Distopia, fantapolitica, certo. Ma la questione è seria e rischia di dividere profondamente il Movimento 5 Stelle: la regola del doppio mandato è un problema, e potrebbe mandare all'aria anni di lavoro. Il punto è che cambiarla significherebbe riconsiderare profondamente lo spirito del Movimento, reimpostarne le coordinate "ideologiche", cancellare anni di polemiche e abbandonare l'integralismo, che fin qui ha pagato non poco in termini di consenso. Qualche mese fa, subito dopo la kermesse Italia 5 Stelle, il "limite del doppio mandato" fu oggetto di una discussione piuttosto aspra all'interno del gruppo dirigente grillino. L'idea, avanzata in particolare da due senatori tra i più considerati all'interno del gruppo, era quella di "lasciar decidere agli iscritti" sul punto specifico: proposta bocciata, in primo luogo dal direttorio. Che aveva aperto parzialmente solo su alcune "interpretazioni" della norma: riferirsi al "mandato completo" come punto di riferimento e ipotizzare una deroga per le "precedenti esperienze".
L'ipotesi non aveva trovato posto nella "riorganizzazione" impostata da Gianroberto Casaleggio e proseguita dal figlio Davide. Già, perché in pochi se ne sono accorti, ma il Movimento ha avviato un percorso di trasformazione piuttosto profondo negli ultimi mesi: è stata rafforzata la posizione del direttorio e dei gruppi di comunicazione a Camera e Senato, è stato scelto il metodo della fondazione e del crowdfunding per la stabilizzazione finanziaria, è stato completato Rousseau, è passata la linea intransigente per quel che concerne il "codice di comportamento" degli eletti, verrà riaperto il processo per istituire il recall a tutti i livelli.

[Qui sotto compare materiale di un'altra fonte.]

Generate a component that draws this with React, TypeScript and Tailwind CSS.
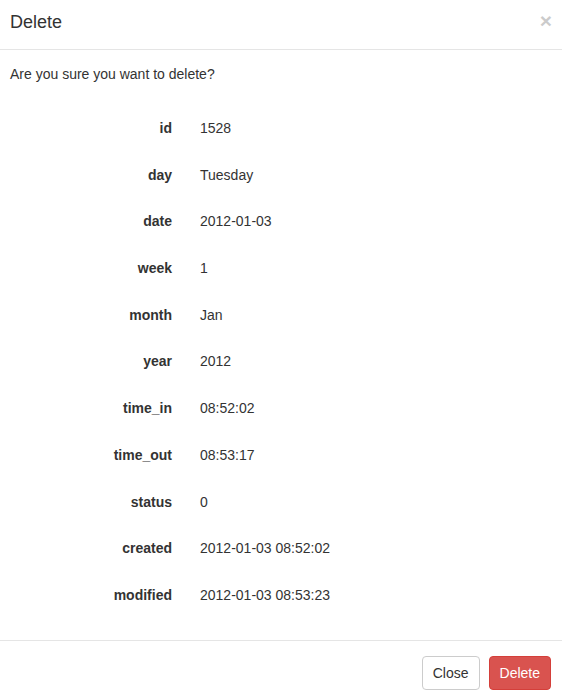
const rows: [string, string][] = [
  ["id", "1528"],
  ["day", "Tuesday"],
  ["date", "2012-01-03"],
  ["week", "1"],
  ["month", "Jan"],
  ["year", "2012"],
  ["time_in", "08:52:02"],
  ["time_out", "08:53:17"],
  ["status", "0"],
  ["created", "2012-01-03 08:52:02"],
  ["modified", "2012-01-03 08:53:23"],
];

export default function App() {
  return (
    <div className="min-h-[700px] bg-white text-[14px] leading-[20px] text-[#333] font-['Liberation_Sans',Arial,sans-serif]">
      {/* header */}
      <div className="flex items-start justify-between border-b border-[#e5e5e5] pl-[10px] pr-[10px] pt-[9px] h-[50px]">
        <h4 className="text-[18px] leading-[26px] font-normal">Delete</h4>
        <button className="text-[21px] font-bold leading-none text-black opacity-20 mt-[1px]">×</button>
      </div>

      {/* body */}
      <div className="h-[590px] px-[10px] pt-[14px]">
        <p>Are you sure you want to delete?</p>
        <dl className="mt-[34px] grid grid-cols-[162px_1fr] gap-x-[28px] gap-y-[26.7px]">
          {rows.map(([k, v]) => (
            <div key={k} className="contents">
              <dt className="text-right font-bold">{k}</dt>
              <dd>{v}</dd>
            </div>
          ))}
        </dl>
      </div>

      {/* footer */}
      <div className="flex justify-end gap-[9px] border-t border-[#e5e5e5] px-[11px] pt-[15px] pb-[15px]">
        <button className="h-[34px] rounded-[4px] border border-[#ccc] bg-white px-[10px] text-[#333]">Close</button>
        <button className="h-[34px] rounded-[4px] border border-[#d43f3a] bg-[#d9534f] px-[10px] text-white">Delete</button>
      </div>
    </div>
  );
}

Il modello "imposto" dai piani alti M5S prescinde da una strutturazione su base territoriale (il depotenziamento dei meetup si inserisce in tale strategia) e allo stesso tempo è lontano dalla forma "liquida". Tutt'altro, si pensa a un partito strutturato e con una ferrea gerarchia interna, che abbia solo vaghe coordinate ideologiche e che di volta in volta si affidi alla materia pensante "collettiva", costituita da Rousseau, più che alle individualità / agli eletti. L'idea, solo in parte coincidente con lo "spirito delle origini", è quella di un organismo che funzioni "a prescindere" dai suoi elementi, che sia alimentato dal contributo degli iscritti certificati, in linea con (alcuni) principi della democrazia diretta.
Strada stretta, si dirà, e piena di insidie (e anche contraddizioni). Ma è la risposta che il M5S intende dare da sempre alla crisi della politica, eliminando una serie di intermediazioni e dando la possibilità (o l'illusione) della partecipazione diretta ai cittadini. Soprattutto, è la risposta che direttorio / staff immaginano sufficiente a frenare ambizioni e personalismi, giudicati deleteri al progetto grillino nel suo complesso.

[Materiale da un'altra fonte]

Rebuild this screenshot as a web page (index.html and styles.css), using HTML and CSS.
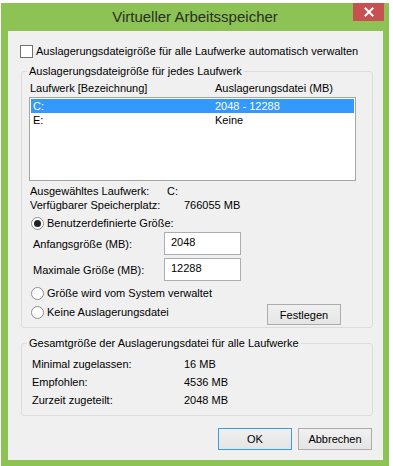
FILE: index.html
```html
<!DOCTYPE html>
<html lang="de">
<head>
    <meta charset="UTF-8">
    <meta name="viewport" content="width=device-width, initial-scale=1.0">
    <title>Virtueller Arbeitsspeicher</title>
    <link rel="stylesheet" href="styles.css">
</head>
<body>

    <div class="fenster">
        <!-- Titelleiste -->
        <div class="titelleiste">
            <span></span>
            <h1 class="titel">Virtueller Arbeitsspeicher</h1>
            <button class="schliessen" aria-label="Schließen">
                <svg width="10" height="10" viewBox="0 0 10 10">
                    <path d="M1.5 1.5 L8.5 8.5 M8.5 1.5 L1.5 8.5" stroke="#fff" stroke-width="2" stroke-linecap="square"/>
                </svg>
            </button>
        </div>

        <div class="inhalt">
            <div class="check-zeile">
                <span class="checkbox"></span>
                Auslagerungsdateigröße für alle Laufwerke automatisch verwalten
            </div>

            <!-- Laufwerke -->
            <fieldset class="gruppe laufwerke">
                <legend>Auslagerungsdateigröße für jedes Laufwerk</legend>
                <div class="liste-kopf">
                    <span>Laufwerk [Bezeichnung]</span>
                    <span>Auslagerungsdatei (MB)</span>
                </div>
                <div class="liste">
                    <div class="liste-zeile aktiv"><span>C:</span><span>2048 - 12288</span></div>
                    <div class="liste-zeile"><span>E:</span><span>Keine</span></div>
                </div>
                <div class="info">
                    <div class="info-zeile"><span class="info-name">Ausgewähltes Laufwerk:</span><span>C:</span></div>
                    <div class="info-zeile frei"><span class="info-name">Verfügbarer Speicherplatz:</span><span>766055 MB</span></div>
                </div>

                <div class="radio-zeile erste"><span class="radio an"></span>Benutzerdefinierte Größe:</div>
                <div class="groesse-zeile">
                    <span class="groesse-name">Anfangsgröße (MB):</span>
                    <span class="textfeld">2048</span>
                </div>
                <div class="groesse-zeile zweite">
                    <span class="groesse-name">Maximale Größe (MB):</span>
                    <span class="textfeld">12288</span>
                </div>
                <div class="radio-zeile"><span class="radio"></span>Größe wird vom System verwaltet</div>
                <div class="radio-zeile letzte">
                    <span class="radio-text"><span class="radio"></span>Keine Auslagerungsdatei</span>
                    <button class="knopf festlegen">Festlegen</button>
                </div>
            </fieldset>

            <!-- Gesamtgröße -->
            <fieldset class="gruppe gesamt">
                <legend>Gesamtgröße der Auslagerungsdatei für alle Laufwerke</legend>
                <div class="gesamt-zeile"><span class="gesamt-name">Minimal zugelassen:</span><span>16 MB</span></div>
                <div class="gesamt-zeile"><span class="gesamt-name">Empfohlen:</span><span>4536 MB</span></div>
                <div class="gesamt-zeile"><span class="gesamt-name">Zurzeit zugeteilt:</span><span>2048 MB</span></div>
            </fieldset>

            <div class="aktionen">
                <button class="knopf standard">OK</button>
                <button class="knopf">Abbrechen</button>
            </div>
        </div>
    </div>

</body>
</html>
```

FILE: styles.css
```css
body {
    margin: 0;
    background-color: #ffffff;
    font-family: "Liberation Sans", Arial, sans-serif;
    font-size: 11px;
    color: #000;
}

.fenster {
    width: 388px;
    margin: 3px 0 0 1px;
    background-color: #8dc254;
    padding-bottom: 6px;
}

.titelleiste {
    height: 28px;
    display: grid;
    grid-template-columns: 1fr auto 1fr;
}

.titel {
    margin: 0;
    font-weight: normal;
    font-size: 15px;
    line-height: 28px;
    color: #2a2f26;
    white-space: nowrap;
}

.schliessen {
    justify-self: end;
    width: 31px;
    height: 18px;
    margin-right: 5px;
    padding: 0;
    border: none;
    background-color: #c75050;
    display: flex;
    align-items: center;
    justify-content: center;
}

.inhalt {
    margin: 0 6px 0 7px;
    background-color: #f0f0f0;
    padding: 13px 0 10px;
}

.check-zeile {
    display: flex;
    align-items: center;
    line-height: 15px;
    margin-left: 12px;
    white-space: nowrap;
}

.checkbox {
    flex-shrink: 0;
    width: 11px;
    height: 11px;
    border: 1px solid #707070;
    background-color: #fff;
    margin-right: 3px;
}

.gruppe {
    margin: 5px 10px 0 13px;
    padding: 2px 16px 2px 7px;
    border: 1px solid #dcdcdc;
    border-radius: 3px;
    min-width: 0;
}

.gruppe legend {
    padding: 0 2px;
    margin-left: -2px;
    line-height: 15px;
    white-space: nowrap;
}

.liste-kopf {
    display: grid;
    grid-template-columns: 185px auto;
    line-height: 15px;
    padding-left: 1px;
}

.liste {
    margin-top: 1px;
    height: 80px;
    border: 1px solid #a5a5a5;
    background-color: #fff;
    padding: 1px;
}

.liste-zeile {
    display: grid;
    grid-template-columns: 182px auto;
    line-height: 14px;
    padding-left: 2px;
}

.liste-zeile.aktiv {
    background-color: #3399ff;
    color: #fff;
}

.info {
    margin-top: 3px;
    padding-left: 1px;
    line-height: 14px;
}

.info-zeile {
    display: flex;
}

.info-name {
    width: 137px;
}

.frei .info-name {
    width: 154px;
}

.radio-zeile {
    display: flex;
    align-items: center;
    line-height: 15px;
    padding-left: 2px;
    margin-top: 5px;
}

.radio-zeile.erste {
    margin-top: 4px;
}

.radio {
    flex-shrink: 0;
    width: 11px;
    height: 11px;
    border: 1px solid #8e8f8f;
    border-radius: 50%;
    background-color: #fff;
    margin-right: 3px;
    display: flex;
    align-items: center;
    justify-content: center;
}

.radio.an::after {
    content: "";
    width: 7px;
    height: 7px;
    border-radius: 50%;
    background-color: #222;
}

.radio-zeile.letzte {
    margin-top: 3px;
    align-items: flex-start;
}

.radio-text {
    display: flex;
    align-items: center;
    margin-top: 1px;
}

.groesse-zeile {
    display: flex;
    align-items: center;
    margin-top: 1px;
    padding-left: 4px;
}

.groesse-zeile.zweite {
    margin-top: 3px;
}

.groesse-name {
    width: 131px;
}

.textfeld {
    width: 69px;
    height: 18px;
    padding: 2px 0 1px 6px;
    line-height: 15px;
    border: 1px solid #abadb3;
    background-color: #fff;
}

.knopf {
    font-family: inherit;
    font-size: 11px;
    color: #000;
    width: 74px;
    height: 22px;
    padding: 0;
    border: 1px solid #acacac;
    background: linear-gradient(#f0f0f0, #e5e5e5);
}

.festlegen {
    height: 21px;
    margin-left: auto;
    margin-right: 15px;
}

.knopf.standard {
    border-color: #3c9ce0;
}

.gruppe.gesamt {
    margin-top: 8px;
    padding-top: 4px;
    padding-bottom: 6px;
}

.gesamt-zeile {
    display: flex;
    line-height: 18px;
    padding-left: 3px;
}

.gesamt-name {
    width: 152px;
}

.aktionen {
    display: flex;
    justify-content: flex-end;
    gap: 6px;
    margin: 12px 11px 0 0;
}
```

Finora, l’assenza di trasparenza negli stessi meccanismi inclusivi e l’estrema limitatezza della partecipazione, avevano reso monco ogni tipo di esperimento e gettato più di un'ombra sulla democraticità del Movimento e sul reale peso dei suoi principi cardine. L’emergere di figure cardine aveva poi restituito l’idea di un Movimento inesorabilmente destinato a diventare un “partito come gli altri”. In tal senso la “necessità” di indicare un leader sembrava la pietra tombale sullo spirito delle origini. Rousseau e la chiusura sulla professionalizzazione della figura del portavoce (e sì, c’entra anche la questione delle indennità) sono la risposta dei vertici e il modo per ribadire una diversità rispetto alla politica tradizionale.

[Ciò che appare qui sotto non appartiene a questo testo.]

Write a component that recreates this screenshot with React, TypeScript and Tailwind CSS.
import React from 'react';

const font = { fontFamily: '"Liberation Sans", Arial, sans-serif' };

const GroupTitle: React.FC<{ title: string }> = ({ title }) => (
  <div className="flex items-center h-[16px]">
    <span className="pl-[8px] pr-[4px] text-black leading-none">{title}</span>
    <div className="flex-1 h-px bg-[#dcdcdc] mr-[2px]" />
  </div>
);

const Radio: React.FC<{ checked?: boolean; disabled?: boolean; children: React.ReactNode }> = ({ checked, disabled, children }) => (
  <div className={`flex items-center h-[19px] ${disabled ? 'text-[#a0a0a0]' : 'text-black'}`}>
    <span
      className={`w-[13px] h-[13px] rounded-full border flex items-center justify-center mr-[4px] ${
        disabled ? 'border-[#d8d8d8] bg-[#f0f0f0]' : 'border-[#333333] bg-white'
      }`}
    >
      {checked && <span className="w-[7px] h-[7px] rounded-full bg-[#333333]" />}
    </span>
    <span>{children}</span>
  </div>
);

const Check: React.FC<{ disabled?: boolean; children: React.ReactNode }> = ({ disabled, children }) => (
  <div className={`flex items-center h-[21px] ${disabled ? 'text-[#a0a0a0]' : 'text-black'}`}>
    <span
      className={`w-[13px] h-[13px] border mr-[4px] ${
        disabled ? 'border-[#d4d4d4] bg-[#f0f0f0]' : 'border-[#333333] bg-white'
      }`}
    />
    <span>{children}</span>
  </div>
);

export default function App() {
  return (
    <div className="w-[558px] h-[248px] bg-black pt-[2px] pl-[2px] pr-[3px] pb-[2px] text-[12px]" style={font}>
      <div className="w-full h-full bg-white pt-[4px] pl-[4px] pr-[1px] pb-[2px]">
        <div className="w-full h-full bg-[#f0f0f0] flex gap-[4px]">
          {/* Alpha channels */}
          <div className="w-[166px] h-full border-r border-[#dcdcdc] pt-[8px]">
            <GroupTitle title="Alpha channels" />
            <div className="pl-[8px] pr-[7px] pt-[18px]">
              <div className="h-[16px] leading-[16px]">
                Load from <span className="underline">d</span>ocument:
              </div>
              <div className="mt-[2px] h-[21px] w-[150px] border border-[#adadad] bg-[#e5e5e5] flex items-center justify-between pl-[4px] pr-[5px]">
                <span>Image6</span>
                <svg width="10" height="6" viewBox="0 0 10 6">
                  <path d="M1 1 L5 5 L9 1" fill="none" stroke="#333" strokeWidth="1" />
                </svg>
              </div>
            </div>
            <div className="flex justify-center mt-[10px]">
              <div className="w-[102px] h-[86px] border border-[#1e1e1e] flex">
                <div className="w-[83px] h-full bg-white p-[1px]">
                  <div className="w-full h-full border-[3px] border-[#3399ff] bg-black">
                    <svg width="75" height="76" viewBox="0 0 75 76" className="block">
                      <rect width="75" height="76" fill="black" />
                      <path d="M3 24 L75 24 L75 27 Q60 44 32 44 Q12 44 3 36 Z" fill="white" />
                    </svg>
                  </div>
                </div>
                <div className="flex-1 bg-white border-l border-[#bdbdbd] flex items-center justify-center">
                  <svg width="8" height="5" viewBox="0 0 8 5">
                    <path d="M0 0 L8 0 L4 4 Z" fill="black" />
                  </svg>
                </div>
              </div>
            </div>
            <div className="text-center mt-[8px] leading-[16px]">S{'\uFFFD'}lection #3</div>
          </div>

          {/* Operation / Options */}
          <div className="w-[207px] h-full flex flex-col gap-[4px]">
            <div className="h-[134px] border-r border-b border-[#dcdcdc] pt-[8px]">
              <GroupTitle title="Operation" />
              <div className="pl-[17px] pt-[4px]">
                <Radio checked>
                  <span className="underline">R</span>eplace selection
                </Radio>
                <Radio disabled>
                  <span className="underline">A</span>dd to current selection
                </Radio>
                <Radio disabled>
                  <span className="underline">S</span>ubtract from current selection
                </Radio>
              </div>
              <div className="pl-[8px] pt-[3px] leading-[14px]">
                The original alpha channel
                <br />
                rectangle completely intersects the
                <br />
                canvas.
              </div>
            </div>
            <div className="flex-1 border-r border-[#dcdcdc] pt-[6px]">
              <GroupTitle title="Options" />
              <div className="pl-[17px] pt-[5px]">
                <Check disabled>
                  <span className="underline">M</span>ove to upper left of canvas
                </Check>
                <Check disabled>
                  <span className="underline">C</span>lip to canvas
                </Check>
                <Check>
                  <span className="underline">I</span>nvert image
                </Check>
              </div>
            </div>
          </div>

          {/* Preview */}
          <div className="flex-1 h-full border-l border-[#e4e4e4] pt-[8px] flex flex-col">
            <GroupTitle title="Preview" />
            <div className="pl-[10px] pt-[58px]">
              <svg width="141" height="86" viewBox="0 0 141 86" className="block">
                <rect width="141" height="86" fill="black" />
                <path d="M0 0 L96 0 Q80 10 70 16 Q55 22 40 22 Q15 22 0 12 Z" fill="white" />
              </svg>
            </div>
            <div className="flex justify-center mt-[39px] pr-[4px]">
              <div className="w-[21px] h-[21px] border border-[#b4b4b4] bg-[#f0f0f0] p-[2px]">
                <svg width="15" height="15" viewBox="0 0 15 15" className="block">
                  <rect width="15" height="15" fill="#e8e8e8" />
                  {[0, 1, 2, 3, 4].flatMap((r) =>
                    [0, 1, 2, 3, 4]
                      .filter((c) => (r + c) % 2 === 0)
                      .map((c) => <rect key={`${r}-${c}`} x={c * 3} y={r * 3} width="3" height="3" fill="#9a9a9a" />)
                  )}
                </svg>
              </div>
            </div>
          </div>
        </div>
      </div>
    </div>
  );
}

Tutto bene, dunque? Non proprio, perché le contraddizioni restano molte e perché la politica è sangue, sudore e qualcos’altro. E non sono pochi i parlamentari a chiedere che venga loro riconosciuto il duro lavoro di studio e preparazione fatto in questi anni. "A volte bisogna prendere decisioni rapide, saper leggere le situazioni, fare anche qualche compromesso per portare a casa il risultato", ci diceva qualche tempo fa un deputato, aggiungendo: "Per carità, la Rete, gli iscritti…Ma poi vorrei anche capire cosa votano e in quanto tempo". E sui soldi? "Non è solo una questione di soldi, ma è anche una questione di soldi. Dopo 5, forse 10 anni in Parlamento ci si chiede di tornare fare il nostro lavoro precedente, ma sarà quasi impossibile…".